[Images: Inside Muscatatuck; photos by Mashid Mohadjerin for The New York Times].

Before shipping out to Afghanistan, the U.S. Army and members of the Indiana National Guard have been training inside a simulated Afghan village—using what the New York Times describes as a "vaguely foreboding institution that once served as a farm colony for 'feeble-minded' boys, and later was a state mental hospital."
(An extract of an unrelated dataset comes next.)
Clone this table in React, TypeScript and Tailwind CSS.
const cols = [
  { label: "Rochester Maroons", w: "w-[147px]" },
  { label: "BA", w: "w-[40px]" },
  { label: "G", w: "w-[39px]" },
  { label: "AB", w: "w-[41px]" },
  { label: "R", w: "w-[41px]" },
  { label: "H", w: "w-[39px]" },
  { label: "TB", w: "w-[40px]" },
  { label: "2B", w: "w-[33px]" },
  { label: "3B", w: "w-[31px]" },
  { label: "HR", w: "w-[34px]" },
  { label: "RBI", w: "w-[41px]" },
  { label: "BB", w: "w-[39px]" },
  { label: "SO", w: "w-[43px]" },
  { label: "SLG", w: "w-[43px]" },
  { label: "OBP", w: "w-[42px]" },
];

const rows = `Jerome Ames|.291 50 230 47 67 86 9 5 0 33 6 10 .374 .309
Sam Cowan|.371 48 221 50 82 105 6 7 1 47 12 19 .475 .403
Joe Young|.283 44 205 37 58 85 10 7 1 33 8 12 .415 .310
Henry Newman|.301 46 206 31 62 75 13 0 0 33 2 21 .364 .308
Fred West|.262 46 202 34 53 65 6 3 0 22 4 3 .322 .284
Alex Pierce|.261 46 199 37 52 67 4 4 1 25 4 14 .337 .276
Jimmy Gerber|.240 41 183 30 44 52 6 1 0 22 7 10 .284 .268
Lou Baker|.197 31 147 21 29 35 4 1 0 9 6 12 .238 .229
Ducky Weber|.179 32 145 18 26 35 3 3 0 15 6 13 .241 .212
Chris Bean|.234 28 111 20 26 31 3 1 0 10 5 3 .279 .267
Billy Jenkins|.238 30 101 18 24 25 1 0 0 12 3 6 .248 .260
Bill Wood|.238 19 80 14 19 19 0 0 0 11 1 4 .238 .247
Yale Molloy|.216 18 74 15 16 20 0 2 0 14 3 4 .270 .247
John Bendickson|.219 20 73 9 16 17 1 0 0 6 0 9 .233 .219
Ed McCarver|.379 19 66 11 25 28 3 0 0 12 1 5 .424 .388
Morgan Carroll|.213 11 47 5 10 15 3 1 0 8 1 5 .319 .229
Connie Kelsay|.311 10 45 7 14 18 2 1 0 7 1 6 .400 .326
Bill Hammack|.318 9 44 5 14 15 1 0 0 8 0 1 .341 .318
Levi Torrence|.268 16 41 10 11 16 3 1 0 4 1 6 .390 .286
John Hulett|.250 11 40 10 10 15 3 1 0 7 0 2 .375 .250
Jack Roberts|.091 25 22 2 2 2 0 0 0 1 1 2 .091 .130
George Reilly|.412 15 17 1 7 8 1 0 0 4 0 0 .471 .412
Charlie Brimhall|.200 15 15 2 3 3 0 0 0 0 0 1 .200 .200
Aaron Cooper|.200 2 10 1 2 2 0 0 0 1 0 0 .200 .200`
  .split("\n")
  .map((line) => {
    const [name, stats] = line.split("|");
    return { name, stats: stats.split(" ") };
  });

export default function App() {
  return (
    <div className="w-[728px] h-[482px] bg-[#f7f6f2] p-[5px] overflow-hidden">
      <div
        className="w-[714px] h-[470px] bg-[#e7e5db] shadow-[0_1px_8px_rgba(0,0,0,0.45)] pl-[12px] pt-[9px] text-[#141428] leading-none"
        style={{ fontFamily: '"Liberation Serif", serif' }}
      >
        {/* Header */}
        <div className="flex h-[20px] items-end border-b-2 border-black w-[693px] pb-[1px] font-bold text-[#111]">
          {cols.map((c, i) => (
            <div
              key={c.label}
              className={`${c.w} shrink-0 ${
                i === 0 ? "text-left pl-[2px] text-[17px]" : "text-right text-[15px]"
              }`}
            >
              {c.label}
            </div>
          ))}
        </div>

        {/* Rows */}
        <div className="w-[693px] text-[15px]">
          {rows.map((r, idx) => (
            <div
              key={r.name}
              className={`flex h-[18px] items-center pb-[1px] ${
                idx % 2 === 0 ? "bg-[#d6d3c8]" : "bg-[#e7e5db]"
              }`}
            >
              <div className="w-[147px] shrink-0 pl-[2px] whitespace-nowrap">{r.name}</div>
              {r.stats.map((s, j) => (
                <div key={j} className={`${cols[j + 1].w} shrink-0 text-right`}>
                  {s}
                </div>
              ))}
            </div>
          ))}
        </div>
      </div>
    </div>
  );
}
    The Army and the Indiana National Guard have turned the windswept complex, known as Muscatatuck, into a simulacrum of a war-torn Afghan city, with a courthouse, a jail and a graffiti-smeared marketplace. While the table-flat farmland around here hardly evokes the Hindu Kush, this is where the government trains Americans who are part of the most ambitious civilian campaign the United States has mounted in a foreign country in generations—a “civilian surge” intended to improve the lives of Afghans.
The facility's own website enumerates its architectural benefits, as it comes complete with "1,000 Acres, 70 Buildings, 2,000+ Rooms, (...) 9 Buildings with basements, [and] One mile of tunnels."

This is, of course, only the most recent example of these sorts of facilities to receive media attention; it is but one part of the massive network of militarized simulations that have been built throughout the United States since 9/11 (and these facilities, of course, are themselves nothing new nor are they unique to the United States: there are historical precedents dating back millennia, as any competent military since the dawn of invasion has simulated its spatial tactics in advance). One such facility even hired actor Carl Weathers, of Apollo Creed fame, to serve as an "acting coach" for the simulated insurgents.

But the passage of U.S. Army trainees through a repurposed mental hospital—in fact, "a farm colony for 'feeble-minded' boys"—with the implication that this will help to prepare them for the violence of foreign wars, is extraordinary.